From Wildlife Activist to Terror Suspect in 1 Day-

I debated whether to put this here or on 'State of Denial', and eventually decided that the acts of reading, writing and speaking are closely allied enough to include it here.

There are a variety of stories about this on the internet, but this one, from the Sierra Club website, includes an update where the Army Corps of Engineers is caught lying about sending Mr. Bensman's name to the FBI as a possible terror suspect, even when the Corps knew very well that the information they were forwarding was false...

The Army Corps Admits it Lied

Alton, Illinois -- Jim Bensman, the Sierra Club activist who was being "investigated" by the FBI as a terrorist because he stood up at a public hearing being held by the Army Corps of Engineers and suggested that the Corps should pursue its idea of removing some dams to improve fish habitat, has now discovered that the Corps lied when it denied having turned him into the FBI as a suspect. In a response to The Alton Telegraph the Corps now says:

"On July 26, the Telegraph had an article on the day following the public meeting; we sent that article to our district staff. We had some employees who pointed out that the article attributed certain statements to Mr. Bensman. Our security officer's determination, based on U.S. Army regulations concerning possible threats to public facilities, was that the article should be forwarded to the appropriate federal agency, the FBI, for their consideration to determine whether there was a threat or not."

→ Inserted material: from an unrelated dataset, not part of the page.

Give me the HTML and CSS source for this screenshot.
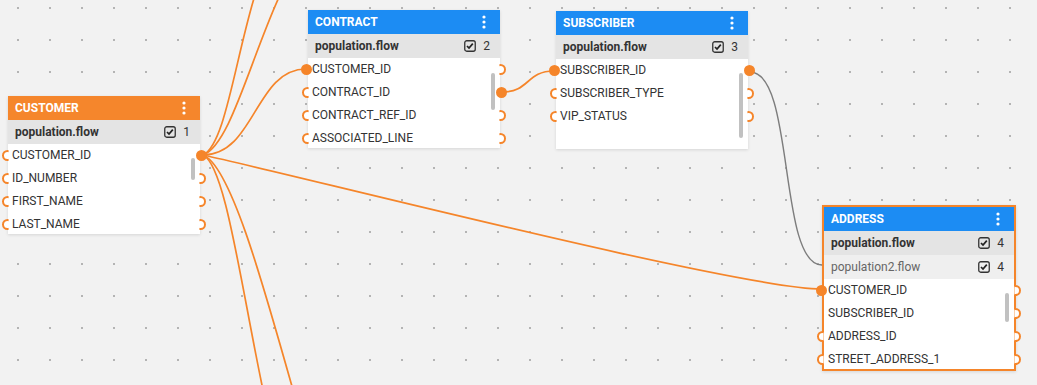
FILE: index.html
```html
<!DOCTYPE html>
<html lang="en">

<head>
    <meta charset="UTF-8">
    <meta name="viewport" content="width=device-width, initial-scale=1.0">
    <title>Flow Mapper</title>
    <link rel="stylesheet" href="styles.css">
</head>

<body>
    <div class="canvas">
        <svg class="links" width="1037" height="385" viewBox="0 0 1037 385">
            <path class="link" d="M203,155 C255,155 255,69 306,69" />
            <path class="link" d="M203,155 C300,176 740,289 822,289" />
            <path class="link" d="M203,155 C225,145 235,60 255,-5" />
            <path class="link" d="M203,155 C230,145 250,60 280,-5" />
            <path class="link" d="M203,155 C225,165 240,280 263,390" />
            <path class="link" d="M203,155 C230,165 262,280 293,390" />
            <path class="link" d="M502,92 C530,92 526,71 554,71" />
            <path class="link grey" d="M750,72 C795,72 778,265 822,265" />
        </svg>

        <!-- customer -->
        <div class="node node-customer">
            <div class="node-head orange">
                <span>CUSTOMER</span>
                <svg class="kebab" width="4" height="14" viewBox="0 0 4 14"><circle cx="2" cy="2" r="1.6"/><circle cx="2" cy="7" r="1.6"/><circle cx="2" cy="12" r="1.6"/></svg>
            </div>
            <div class="flow">
                <span>population.flow</span>
                <span class="flow-count">
                    <svg class="check" width="12" height="12" viewBox="0 0 12 12"><rect x="0.75" y="0.75" width="10.5" height="10.5" rx="2"/><path d="M3,6 L5,8 L8.8,3.6"/></svg>
                    1
                </span>
            </div>
            <div class="fields">
                <div class="field"><span class="port in"></span>CUSTOMER_ID<span class="port out on"></span></div>
                <div class="field"><span class="port in"></span>ID_NUMBER<span class="port out"></span></div>
                <div class="field"><span class="port in"></span>FIRST_NAME<span class="port out"></span></div>
                <div class="field"><span class="port in"></span>LAST_NAME<span class="port out"></span></div>
                <div class="scroll" style="top: 14px; height: 22px;"></div>
            </div>
        </div>

        <!-- contract -->
        <div class="node node-contract">
            <div class="node-head blue">
                <span>CONTRACT</span>
                <svg class="kebab" width="4" height="14" viewBox="0 0 4 14"><circle cx="2" cy="2" r="1.6"/><circle cx="2" cy="7" r="1.6"/><circle cx="2" cy="12" r="1.6"/></svg>
            </div>
            <div class="flow">
                <span>population.flow</span>
                <span class="flow-count">
                    <svg class="check" width="12" height="12" viewBox="0 0 12 12"><rect x="0.75" y="0.75" width="10.5" height="10.5" rx="2"/><path d="M3,6 L5,8 L8.8,3.6"/></svg>
                    2
                </span>
            </div>
            <div class="fields">
                <div class="field"><span class="port in on"></span>CUSTOMER_ID<span class="port out"></span></div>
                <div class="field"><span class="port in"></span>CONTRACT_ID<span class="port out on"></span></div>
                <div class="field"><span class="port in"></span>CONTRACT_REF_ID<span class="port out"></span></div>
                <div class="field"><span class="port in"></span>ASSOCIATED_LINE<span class="port out"></span></div>
                <div class="scroll" style="top: 15px; height: 37px;"></div>
            </div>
        </div>

        <!-- subscriber -->
        <div class="node node-subscriber">
            <div class="node-head blue">
                <span>SUBSCRIBER</span>
                <svg class="kebab" width="4" height="14" viewBox="0 0 4 14"><circle cx="2" cy="2" r="1.6"/><circle cx="2" cy="7" r="1.6"/><circle cx="2" cy="12" r="1.6"/></svg>
            </div>
            <div class="flow">
                <span>population.flow</span>
                <span class="flow-count">
                    <svg class="check" width="12" height="12" viewBox="0 0 12 12"><rect x="0.75" y="0.75" width="10.5" height="10.5" rx="2"/><path d="M3,6 L5,8 L8.8,3.6"/></svg>
                    3
                </span>
            </div>
            <div class="fields">
                <div class="field"><span class="port in on"></span>SUBSCRIBER_ID<span class="port out on"></span></div>
                <div class="field"><span class="port in"></span>SUBSCRIBER_TYPE<span class="port out"></span></div>
                <div class="field"><span class="port in"></span>VIP_STATUS<span class="port out"></span></div>
                <div class="scroll" style="top: 14px; height: 65px;"></div>
            </div>
        </div>

        <!-- address (selected) -->
        <div class="node node-address selected">
            <div class="node-head blue">
                <span>ADDRESS</span>
                <svg class="kebab" width="4" height="14" viewBox="0 0 4 14"><circle cx="2" cy="2" r="1.6"/><circle cx="2" cy="7" r="1.6"/><circle cx="2" cy="12" r="1.6"/></svg>
            </div>
            <div class="flow">
                <span>population.flow</span>
                <span class="flow-count">
                    <svg class="check" width="12" height="12" viewBox="0 0 12 12"><rect x="0.75" y="0.75" width="10.5" height="10.5" rx="2"/><path d="M3,6 L5,8 L8.8,3.6"/></svg>
                    4
                </span>
            </div>
            <div class="flow flow-alt">
                <span>population2.flow</span>
                <span class="flow-count">
                    <svg class="check" width="12" height="12" viewBox="0 0 12 12"><rect x="0.75" y="0.75" width="10.5" height="10.5" rx="2"/><path d="M3,6 L5,8 L8.8,3.6"/></svg>
                    4
                </span>
            </div>
            <div class="fields">
                <div class="field"><span class="port in on"></span>CUSTOMER_ID<span class="port out"></span></div>
                <div class="field">SUBSCRIBER_ID<span class="port out"></span></div>
                <div class="field"><span class="port in"></span>ADDRESS_ID<span class="port out"></span></div>
                <div class="field"><span class="port in"></span>STREET_ADDRESS_1<span class="port out"></span></div>
                <div class="scroll" style="top: 14px; height: 29px;"></div>
            </div>
        </div>
    </div>
</body>

</html>
```

FILE: styles.css
```css
body {
    margin: 0;
    font-family: Roboto, "Liberation Sans", Arial, sans-serif;
    background-color: #f2f2f2;
    overflow: hidden;
}

.canvas {
    position: relative;
    width: 1037px;
    height: 385px;
    overflow: hidden;
    background-color: #f2f2f2;
    background-image: radial-gradient(circle, #b4b4b4 0.9px, transparent 1.2px);
    background-size: 32px 32px;
    background-position: 2px -8px;
}

.links {
    position: absolute;
    left: 0;
    top: 0;
}

.link {
    fill: none;
    stroke: #f5852a;
    stroke-width: 1.7;
}

.link.grey {
    stroke: #7d7d7d;
    stroke-width: 1.4;
}

.node {
    position: absolute;
    width: 192px;
    background-color: #fff;
    box-shadow: 0 1px 3px rgba(0, 0, 0, 0.12);
}

.node-customer {
    left: 8px;
    top: 96px;
}

.node-contract {
    left: 308px;
    top: 10px;
}

.node-subscriber {
    left: 556px;
    top: 11px;
}

.node-address {
    left: 822px;
    top: 205px;
}

.node.selected {
    width: 194px;
    box-sizing: border-box;
    border: 2px solid #f5852a;
}

.node-head {
    height: 24px;
    display: flex;
    align-items: center;
    justify-content: space-between;
    padding: 0 14px 0 7px;
    color: #fff;
    font-size: 12px;
    font-weight: bold;
}

.node-head.orange {
    background-color: #f5862c;
}

.node-head.blue {
    background-color: #1c8cf3;
}

.kebab {
    fill: #fff;
}

.flow {
    height: 24px;
    display: flex;
    align-items: center;
    justify-content: space-between;
    padding: 0 10px 0 7px;
    background-color: #e4e4e4;
    color: #333;
    font-size: 12px;
    font-weight: bold;
}

.flow-alt {
    background-color: #efefef;
    color: #666;
    font-weight: normal;
}

.flow-count {
    display: flex;
    align-items: center;
    gap: 7px;
    color: #333;
    font-weight: normal;
}

.check rect {
    fill: none;
    stroke: #333;
    stroke-width: 1.3;
}

.check path {
    fill: none;
    stroke: #222;
    stroke-width: 1.7;
}

.fields {
    position: relative;
    height: 90px;
}

.field {
    position: relative;
    height: 23px;
    line-height: 23px;
    padding-left: 4px;
    color: #333;
    font-size: 12px;
}

.port {
    position: absolute;
    top: 6px;
    width: 7px;
    height: 7px;
    border: 2px solid #f5852a;
    border-radius: 50%;
    background-color: #fff;
}

.port.in {
    left: -6px;
    clip-path: inset(-2px 40% -2px -2px);
}

.port.out {
    right: -6px;
    clip-path: inset(-2px -2px -2px 40%);
}

.selected .port.in {
    left: -7px;
}

.selected .port.out {
    right: -7px;
}

.port.on {
    background-color: #f5852a;
    clip-path: none;
}

.port.in.on {
    left: -7px;
}

.port.out.on {
    right: -7px;
}

.selected .port.in.on {
    left: -8px;
}

.scroll {
    position: absolute;
    right: 5px;
    width: 4px;
    border-radius: 2px;
    background-color: #c1c1c1;
}
```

This item appears only a day after the Army Corps denied to the New York Times that it had asked the FBI to investigate Jim. Now the Army Corps admits that it sent the FBI a newspaper story which incorrectly said that Jim Bensman had suggested "blowing up dams" when this suggestion was actually the Army's own idea -- Jim simply said it was worth looking into. The Corps had prepared the PowerPoint presentation that had the picture of dams being blown up. They were aware that it was their idea, not Jim's; therefore, they knew that the article they sent the FBI was wrong. And the Corps further admits that it did not send the FBI the transcript of the hearing which would have clearly shown the FBI that Jim did not even make the statement which allegedly warranted turning his name over to the Bureau in the first place.

It's difficult to avoid the conclusion that the Army Corps of Engineers decided to set up one of their critics for an FBI investigation using a bogus charge based on a newspaper article the Corps knew was false. They withheld from the Bureau information in their possession which they knew exonerated Jim. They may well have assumed that eventually the FBI would learn the truth and drop the investigation, as the Bureau in fact did -- but in the meantime they were harassing Jim, and, one suspects, hoping to intimidate him.